Material:
— start —
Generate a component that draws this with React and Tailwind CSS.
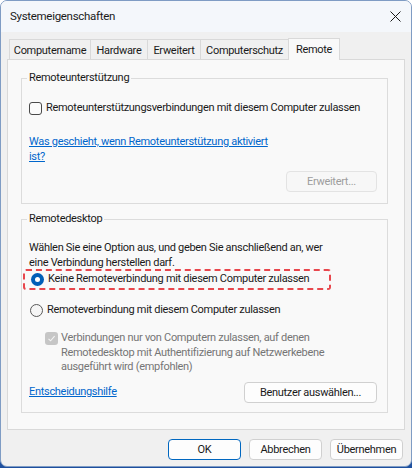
import React from 'react';

const font = { fontFamily: '"Segoe UI", Roboto, "Noto Sans", sans-serif' };

const Tab = ({ label, width, active = false }) => (
  <div
    className={
      (active
        ? 'relative z-10 -mb-px h-[22px] border border-b-0 border-[#d9d9d9] bg-[#f9f9f9] pt-[2px] -mt-[2px] '
        : 'h-[20px] border border-b-0 border-[#d9d9d9] bg-[#f0f0f0] pt-[2px] ') +
      'text-center ' +
      width
    }
  >
    {label}
  </div>
);

const Button = ({ children, className = '', disabled = false, primary = false }) => (
  <button
    disabled={disabled}
    className={
      'h-[21px] rounded-[4px] border text-[11px] leading-none tracking-[-0.3px] ' +
      (primary
        ? 'border-[#0067c0] bg-[#fdfdfd] text-[#1a1a1a] '
        : disabled
        ? 'border-[#e3e3e3] bg-[#f7f7f7] text-[#9d9d9d] '
        : 'border-[#d0d0d0] bg-[#fdfdfd] text-[#1a1a1a] ') +
      className
    }
  >
    {children}
  </button>
);

const Radio = ({ checked = false }) =>
  checked ? (
    <span className="flex h-[13px] w-[13px] shrink-0 items-center justify-center rounded-full bg-[#005fb8]">
      <span className="h-[5px] w-[5px] rounded-full bg-white" />
    </span>
  ) : (
    <span className="h-[13px] w-[13px] shrink-0 rounded-full border border-[#595959] bg-[#f5f5f5]" />
  );

export default function App() {
  return (
    <div className="h-[468px] w-[412px] bg-gradient-to-b from-white via-white to-[#1d4f9e]" style={font}>
      <div className="flex h-[467px] w-[412px] flex-col overflow-hidden whitespace-nowrap rounded-[7px] border border-[#7f9cc4] bg-[#f0f0f0] text-[11px] tracking-[-0.3px] text-[#1a1a1a]">
        {/* title bar */}
        <div className="flex h-[31px] shrink-0 items-center justify-between bg-[#f4f7fb] pl-[9px] pr-[9px]">
          <span className="text-[11.5px]">Systemeigenschaften</span>
          <svg width="11" height="11" viewBox="0 0 11 11" className="mr-[1px]">
            <path d="M0.5 0.5 L10.5 10.5 M10.5 0.5 L0.5 10.5" stroke="#1a1a1a" strokeWidth="1" />
          </svg>
        </div>

        {/* tabs */}
        <div className="mt-[7px] flex items-end pl-[8px] leading-[17px]">
          <Tab label="Computername" width="w-[82px]" />
          <Tab label="Hardware" width="w-[58px] -ml-px" />
          <Tab label="Erweitert" width="w-[54px] -ml-px" />
          <Tab label="Computerschutz" width="w-[89px] -ml-px" />
          <Tab label="Remote" width="w-[52px] -ml-px" active />
        </div>

        {/* panel */}
        <div className="mx-[6px] flex h-[371px] flex-col border border-[#d9d9d9] bg-[#f9f9f9] pl-[13px] pr-[16px] pt-[10px]">
          <fieldset className="h-[134px] border border-[#dcdcdc] pl-[7px] pr-[10px]">
            <legend className="-ml-[2px] px-[2px] leading-[16px]">Remoteunterstützung</legend>
            <label className="mt-[14px] flex items-center gap-[4px] leading-[16px]">
              <span className="h-[13px] w-[13px] shrink-0 rounded-[3px] border border-[#4a4a4a] bg-[#fbfbfb]" />
              <span>Remoteunterstützungsverbindungen mit diesem Computer zulassen</span>
            </label>
            <a href="#" className="mt-[18px] block leading-[15px] text-[#0066cc] underline">
              Was geschieht, wenn Remoteunterstützung aktiviert
              <br />
              ist?
            </a>
            <div className="mt-[7px] flex justify-end">
              <Button disabled className="w-[91px]">Erweitert...</Button>
            </div>
          </fieldset>

          <fieldset className="mt-[7px] h-[202px] border border-[#dcdcdc] pl-[7px] pr-[10px]">
            <legend className="-ml-[2px] px-[2px] leading-[16px]">Remotedesktop</legend>
            <p className="mt-[13px] leading-[15px]">
              Wählen Sie eine Option aus, und geben Sie anschließend an, wer
              <br />
              eine Verbindung herstellen darf.
            </p>
            <div className="-ml-[6px] -mt-[1px] flex h-[21px] w-[308px] items-center gap-[4px] rounded-[3px] border-2 border-dashed border-[#e8474d] pl-[6px]">
              <Radio checked />
              <span>Keine Remoteverbindung mit diesem Computer zulassen</span>
            </div>
            <label className="mt-[12px] flex items-center gap-[4px] pl-[1px] leading-[16px]">
              <Radio />
              <span>Remoteverbindung mit diesem Computer zulassen</span>
            </label>
            <div className="mt-[13px] flex gap-[3px] pl-[16px] text-[#757575]">
              <span className="mt-[1px] flex h-[13px] w-[13px] shrink-0 items-center justify-center rounded-[3px] bg-[#c6c6c6]">
                <svg width="9" height="9" viewBox="0 0 9 9">
                  <path d="M1.5 4.8 L3.6 6.8 L7.6 2.2" fill="none" stroke="#f4f4f4" strokeWidth="1.1" />
                </svg>
              </span>
              <span className="leading-[14.5px]">
                Verbindungen nur von Computern zulassen, auf denen
                <br />
                Remotedesktop mit Authentifizierung auf Netzwerkebene
                <br />
                ausgeführt wird (empfohlen)
              </span>
            </div>
            <div className="mt-[7px] flex items-center justify-between">
              <a href="#" className="text-[#0066cc] underline">Entscheidungshilfe</a>
              <Button className="w-[133px]">Benutzer auswählen...</Button>
            </div>
          </fieldset>
        </div>

        {/* bottom buttons */}
        <div className="mt-[9px] flex justify-end gap-[8px] pr-[8px]">
          <Button primary className="w-[73px]">OK</Button>
          <Button className="w-[73px]">Abbrechen</Button>
          <Button className="w-[73px]">Übernehmen</Button>
        </div>
      </div>
    </div>
  );
}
— end —
What to do: Reproduce all of the data exactly, omitting each picture it holds.

Task response:
Generate a component that draws this with React and Tailwind CSS.
import React from 'react';

const font = { fontFamily: '"Segoe UI", Roboto, "Noto Sans", sans-serif' };

const Tab = ({ label, width, active = false }) => (
  <div
    className={
      (active
        ? 'relative z-10 -mb-px h-[22px] border border-b-0 border-[#d9d9d9] bg-[#f9f9f9] pt-[2px] -mt-[2px] '
        : 'h-[20px] border border-b-0 border-[#d9d9d9] bg-[#f0f0f0] pt-[2px] ') +
      'text-center ' +
      width
    }
  >
    {label}
  </div>
);

const Button = ({ children, className = '', disabled = false, primary = false }) => (
  <button
    disabled={disabled}
    className={
      'h-[21px] rounded-[4px] border text-[11px] leading-none tracking-[-0.3px] ' +
      (primary
        ? 'border-[#0067c0] bg-[#fdfdfd] text-[#1a1a1a] '
        : disabled
        ? 'border-[#e3e3e3] bg-[#f7f7f7] text-[#9d9d9d] '
        : 'border-[#d0d0d0] bg-[#fdfdfd] text-[#1a1a1a] ') +
      className
    }
  >
    {children}
  </button>
);

const Radio = ({ checked = false }) =>
  checked ? (
    <span className="flex h-[13px] w-[13px] shrink-0 items-center justify-center rounded-full bg-[#005fb8]">
      <span className="h-[5px] w-[5px] rounded-full bg-white" />
    </span>
  ) : (
    <span className="h-[13px] w-[13px] shrink-0 rounded-full border border-[#595959] bg-[#f5f5f5]" />
  );

export default function App() {
  return (
    <div className="h-[468px] w-[412px] bg-gradient-to-b from-white via-white to-[#1d4f9e]" style={font}>
      <div className="flex h-[467px] w-[412px] flex-col overflow-hidden whitespace-nowrap rounded-[7px] border border-[#7f9cc4] bg-[#f0f0f0] text-[11px] tracking-[-0.3px] text-[#1a1a1a]">
        {/* title bar */}
        <div className="flex h-[31px] shrink-0 items-center justify-between bg-[#f4f7fb] pl-[9px] pr-[9px]">
          <span className="text-[11.5px]">Systemeigenschaften</span>
          <svg width="11" height="11" viewBox="0 0 11 11" className="mr-[1px]">
            <path d="M0.5 0.5 L10.5 10.5 M10.5 0.5 L0.5 10.5" stroke="#1a1a1a" strokeWidth="1" />
          </svg>
        </div>

        {/* tabs */}
        <div className="mt-[7px] flex items-end pl-[8px] leading-[17px]">
          <Tab label="Computername" width="w-[82px]" />
          <Tab label="Hardware" width="w-[58px] -ml-px" />
          <Tab label="Erweitert" width="w-[54px] -ml-px" />
          <Tab label="Computerschutz" width="w-[89px] -ml-px" />
          <Tab label="Remote" width="w-[52px] -ml-px" active />
        </div>

        {/* panel */}
        <div className="mx-[6px] flex h-[371px] flex-col border border-[#d9d9d9] bg-[#f9f9f9] pl-[13px] pr-[16px] pt-[10px]">
          <fieldset className="h-[134px] border border-[#dcdcdc] pl-[7px] pr-[10px]">
            <legend className="-ml-[2px] px-[2px] leading-[16px]">Remoteunterstützung</legend>
            <label className="mt-[14px] flex items-center gap-[4px] leading-[16px]">
              <span className="h-[13px] w-[13px] shrink-0 rounded-[3px] border border-[#4a4a4a] bg-[#fbfbfb]" />
              <span>Remoteunterstützungsverbindungen mit diesem Computer zulassen</span>
            </label>
            <a href="#" className="mt-[18px] block leading-[15px] text-[#0066cc] underline">
              Was geschieht, wenn Remoteunterstützung aktiviert
              <br />
              ist?
            </a>
            <div className="mt-[7px] flex justify-end">
              <Button disabled className="w-[91px]">Erweitert...</Button>
            </div>
          </fieldset>

          <fieldset className="mt-[7px] h-[202px] border border-[#dcdcdc] pl-[7px] pr-[10px]">
            <legend className="-ml-[2px] px-[2px] leading-[16px]">Remotedesktop</legend>
            <p className="mt-[13px] leading-[15px]">
              Wählen Sie eine Option aus, und geben Sie anschließend an, wer
              <br />
              eine Verbindung herstellen darf.
            </p>
            <div className="-ml-[6px] -mt-[1px] flex h-[21px] w-[308px] items-center gap-[4px] rounded-[3px] border-2 border-dashed border-[#e8474d] pl-[6px]">
              <Radio checked />
              <span>Keine Remoteverbindung mit diesem Computer zulassen</span>
            </div>
            <label className="mt-[12px] flex items-center gap-[4px] pl-[1px] leading-[16px]">
              <Radio />
              <span>Remoteverbindung mit diesem Computer zulassen</span>
            </label>
            <div className="mt-[13px] flex gap-[3px] pl-[16px] text-[#757575]">
              <span className="mt-[1px] flex h-[13px] w-[13px] shrink-0 items-center justify-center rounded-[3px] bg-[#c6c6c6]">
                <svg width="9" height="9" viewBox="0 0 9 9">
                  <path d="M1.5 4.8 L3.6 6.8 L7.6 2.2" fill="none" stroke="#f4f4f4" strokeWidth="1.1" />
                </svg>
              </span>
              <span className="leading-[14.5px]">
                Verbindungen nur von Computern zulassen, auf denen
                <br />
                Remotedesktop mit Authentifizierung auf Netzwerkebene
                <br />
                ausgeführt wird (empfohlen)
              </span>
            </div>
            <div className="mt-[7px] flex items-center justify-between">
              <a href="#" className="text-[#0066cc] underline">Entscheidungshilfe</a>
              <Button className="w-[133px]">Benutzer auswählen...</Button>
            </div>
          </fieldset>
        </div>

        {/* bottom buttons */}
        <div className="mt-[9px] flex justify-end gap-[8px] pr-[8px]">
          <Button primary className="w-[73px]">OK</Button>
          <Button className="w-[73px]">Abbrechen</Button>
          <Button className="w-[73px]">Übernehmen</Button>
        </div>
      </div>
    </div>
  );
}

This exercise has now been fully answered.